Planning THE trip

I have spent so much time planning trips: what type of vibe do I want to achieve, where will I go, what will I look like, who will come with me? I dreamed of who I will be on that trip- will I be in shape, will I wear a crop top, or that bathing suit that makes me self conscious, and rock it? Will my hair be wild and free, and my clothes comfy and flowing and my mind at peace? I plan an escape from reality that will never meet my expectations, and I have come to decide that, those things can all be my reality, and they don’t merely need to exist on a holiday, they can be my everyday. I mean, why the hell not, right?

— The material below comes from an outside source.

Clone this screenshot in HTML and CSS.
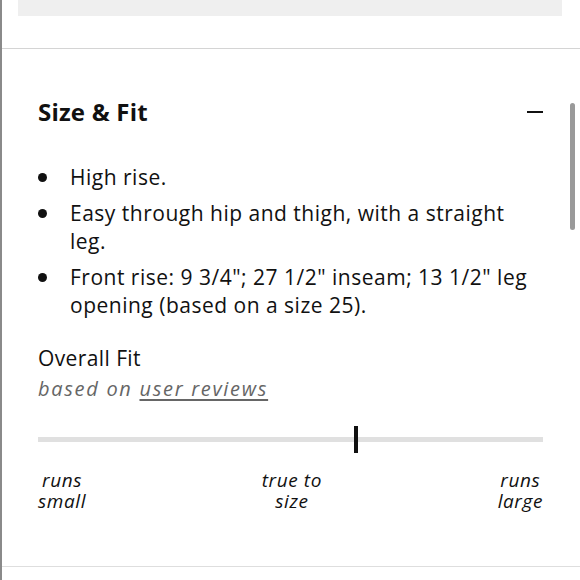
FILE: index.html
```html
<!DOCTYPE html>
<html lang="en">
<head>
<meta charset="utf-8">
<title>Size &amp; Fit</title>
<link rel="stylesheet" href="styles.css">
</head>
<body>
<div class="page">
  <div class="top-card"></div>
  <section class="section">
    <header class="section-head">
      <h2 class="title">Size &amp; Fit</h2>
      <span class="collapse" aria-label="Collapse"></span>
    </header>
    <ul class="details">
      <li class="detail"><span class="dot"></span><span class="detail-text">High rise.</span></li>
      <li class="detail"><span class="dot"></span><span class="detail-text">Easy through hip and thigh, with a straight leg.</span></li>
      <li class="detail"><span class="dot"></span><span class="detail-text">Front rise: 9 3/4"; 27 1/2" inseam; 13 1/2" leg opening (based on a size 25).</span></li>
    </ul>
    <div class="fit-title">Overall Fit</div>
    <div class="fit-sub">based on <a class="fit-link" href="#">user reviews</a></div>
    <div class="slider">
      <div class="track"></div>
      <div class="marker" style="left: 62.6%"></div>
    </div>
    <div class="labels">
      <span class="label">runs<br>small</span>
      <span class="label">true to<br>size</span>
      <span class="label">runs<br>large</span>
    </div>
  </section>
  <div class="scrollbar"></div>
</div>
</body>
</html>
```
FILE: styles.css
```css
* { box-sizing: border-box; }
html, body { margin: 0; padding: 0; background: #fff; }
body {
  font-family: "Open Sans", "Noto Sans", sans-serif;
  color: #111;
  width: 580px;
  height: 580px;
  overflow: hidden;
}
.page {
  position: relative;
  height: 580px;
  border-left: 2px solid #8a8a8a;
}
.top-card {
  margin: 0 18px 0 16px;
  height: 16px;
  background: #efefef;
}
.section {
  margin-top: 32px;
  border-top: 1px solid #d4d4d4;
  border-bottom: 1px solid #dedede;
  padding: 48px 37px 54px 36px;
}
.section-head {
  display: flex;
  align-items: center;
  justify-content: space-between;
}
.title {
  margin: 0;
  font-size: 24px;
  line-height: 30px;
  font-weight: 700;
  letter-spacing: 0.2px;
}
.collapse {
  width: 16px;
  height: 2px;
  background: #111;
}
.details {
  list-style: none;
  margin: 36px 0 0 0;
  padding: 0;
  display: flex;
  flex-direction: column;
  gap: 8px;
}
.detail {
  display: flex;
  align-items: flex-start;
  font-size: 21px;
  line-height: 28px;
  letter-spacing: 0.5px;
}
.dot {
  flex: none;
  width: 9px;
  height: 9px;
  border-radius: 50%;
  background: #111;
  margin: 10px 23px 0 0;
}
.fit-title {
  margin-top: 25px;
  font-size: 21px;
  line-height: 28px;
  letter-spacing: 0.4px;
}
.fit-sub {
  margin-top: 4px;
  font-size: 20px;
  line-height: 26px;
  font-style: italic;
  color: #666;
  letter-spacing: 1.7px;
}
.fit-link {
  color: #666;
  text-decoration: underline;
  text-underline-offset: 3px;
}
.slider {
  position: relative;
  margin-top: 24px;
  height: 27px;
  display: flex;
  align-items: center;
}
.track {
  width: 100%;
  height: 5px;
  background: #e0e0e0;
}
.marker {
  position: absolute;
  top: 0;
  width: 4px;
  height: 27px;
  background: #111;
}
.labels {
  margin-top: 17px;
  display: flex;
  justify-content: space-between;
  font-size: 19px;
  line-height: 21px;
  font-style: italic;
  letter-spacing: 0.6px;
}
.label { text-align: center; }
.scrollbar {
  position: absolute;
  left: 568px;
  top: 103px;
  width: 5px;
  height: 127px;
  border-radius: 3px;
  background: #9a9a9a;
}
```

I am so ready to go get the life I want, even if I am not positive of what I want yet, and I know it is going to take passion and motivation, and perseverance, but I have those things, I know I do! Maybe last week or yesterday I didn’t, but doubting if I am those things is what I have done in the past, and in the past I was limited, and look where it has gotten me: I have a home and a lovely family, a car, a place to rest my head, food to eat, and friends, and a job, but I don’t have the wind blowing in my hair or financial freedom, I am not happy with how I have taken care of my body, and I don’t feel as if I am living life to the fullest by perusing every opportunity to achieve what my heart desires . My life is great, it isn’t awesome, and I intend to make it practically unbelievable, to even myself.

This is going to be an absolutely astonishing journey, I know it, and I want to document it for myself, my family (current and future), and everyone else who wants to take pleasure or motivation or comedy from reading it. I want to stay absolutely real in this transformation, and blog at least once a day, the good and the bad- the thing is, I want to take every bad thing and use it to develop constructive criticism:

That happened poorly, how can I change my actions and attitudes to make it better?

I also want to take the good things and make constructive compliments:

I handled or did that well- why? and how can I carry that over to other aspects of my life and habits?

I can’t see everything for myself, so if you are reading this, if anyone reads this, please comment, or contact, and let me know what you think I do well and poorly, so that I can use your objective points of view in my reflections. Forewarning: I will take your comments with a grain of salt, as everything is not right for everybody- please don’t be offended that I don’t add chia seeds and apple cider vinegar to my water.

So, as with any trip I must plan:

  1. What vibe am I going for: Joy, calm, wholesome.
  2. Where will I go: UP, and also preferably west, if we are speaking about locations.
  3. What will I look like: Happy, Content with My Body, Stress-Free, Composed
  4. Who will come with me: I hope to bring everyone who supports and loves me, haters will miss the bus, I don’t have time or patience to comply with being dragged down! The dogs will also be coming.

I am packing my bags: they are going to be full of weird things that give it an odd shape, but you know, that shape will be ergonomic, it will fit who I am and what I am aiming to become. It is probably going to be stopped and checked by TSA, but, its not really a set back, and I can enjoy a pat down from time to time: its just an intimate reality check from a complete stranger, and they use protection after all. I hope you all like looking at people’s mediocre vacation photos, cause that is pretty much what this is all about! You might not be totally into seeing all the stuff I put on this page, but I will be enthusiastically showing it to you! And if I can do it in a kick-ass Hawaiian shirt, all the better!